Take the Seattle police:
In 2002, a team of researchers at the University of Washington decided to take the defenses of the drug war seriously, by subjecting the arguments to empirical testing in a major study of drug-law enforcement in a racially mixed city - Seattle. The study found that, contrary to the prevailing "common sense," the high arrest rates of African Americans in drug-law enforcement could not be explained by rates of offending; nor could they be explained by other standard excuses, such as the ease and efficiency of policing open-air drug markets, citizen complaints, crime rates, or drug-related violence. The study also debunked the assumption that white drug dealers deal indoors, making their criminal activity more difficult to detect.
The authors found that it was untrue stereotypes about crack markets, crack dealers, and crack babies - not facts - that were driving discretionary decision making by the Seattle Police Department. The facts were as follows: Seattle residents were far more likely to report suspected narcotics activity in residences - not outdoors - but police devoted their resources to open-air drug markets and to the one precinct that was least likely to be identified as the site of suspected drug activity in citizen complaints.
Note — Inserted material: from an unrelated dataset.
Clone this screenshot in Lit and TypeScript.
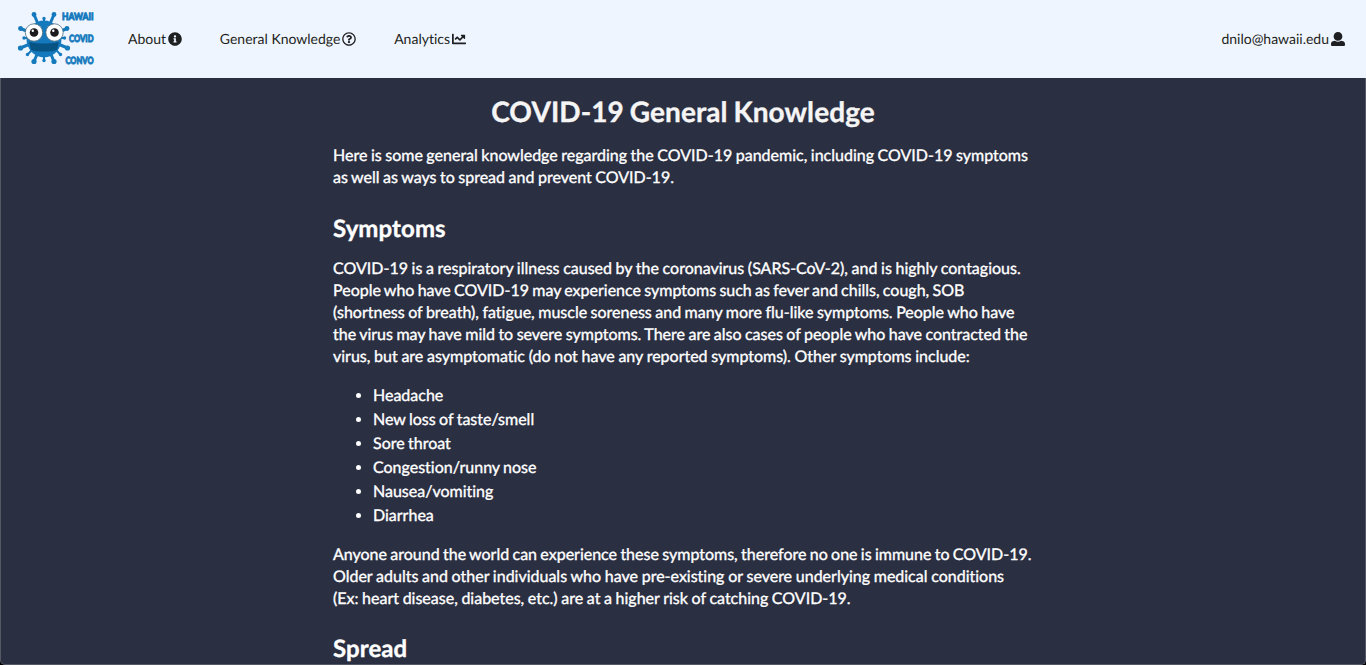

In fact, although hundreds of outdoor drug transactions were recorded in predominantly white areas of Seattle, police concentrated their drug enforcement efforts in one downtown drug market where the frequency of drug transactions was much lwoer. In racially mixed open-air drug markets, black dealers were far more likely to be arrested than whites, even though white dealers were present and visible. And the department focused overwhelmingly on crack - the one drug in Seattle more likely to be sold by African Americans - despite the fact that local hospital records indicated that overdose deaths involving heroin were more numerous than all overdose deaths for crack and powder cocaine combined. Local police acknowledged that no significant level of violence was associated with crack in Seattle and that other drugs were causing more hospitalizations, but steadfastly maintained that their deployment decisions were nondiscriminatory.
The study's authors concluded, based on their review and analysis of the empirical evidence, that the Seattle Police Department's decision to focus so heavily on crack, to the near exclusion of other drugs, and to concentrate its efforts on outdoor drug markets in downtown areas rather than drug markets located indoors or in predominantly white communities, reflect "a racialized conception of the drug problem." As the authors put it: "[The Seattle Police Department's] foucs on black and Latino individuals and on the drug most strongly associated with 'blackness' suggest that law enforcement policies and practices are predicated on the assumption that the drug problem is, in fact, a black and Latino one, and that crack, the drug most strongly associated with urban blacks, is 'the worst.' This racialized cultural script about who and what constitutes the drug problem renders illegal drug activity by whites invisible. "White people," the study's author's observed, "are simply not perceived as drug offenders by Seattle police officers.
This is why despite the fact that all evidence indicates equivalent rates of drug use by whites and blacks, nearly seven times as many black people are arrested for drug offenses as whites are. This is why when people are asked to close their eyes and imagine a drug user, ninety-five percent imagined a black person. Only five percent of the respondents reported picturing a person of a different race - and the same group also perceived a typical drug trafficker as black. This is because of a cultural script we have around the issue of drugs, and one of the major benefits of whiteness is that criminality is not assumed about you, even unconsciously, by other people and especially by law enforcement. If you're white and you live in the United States, you benefit from this.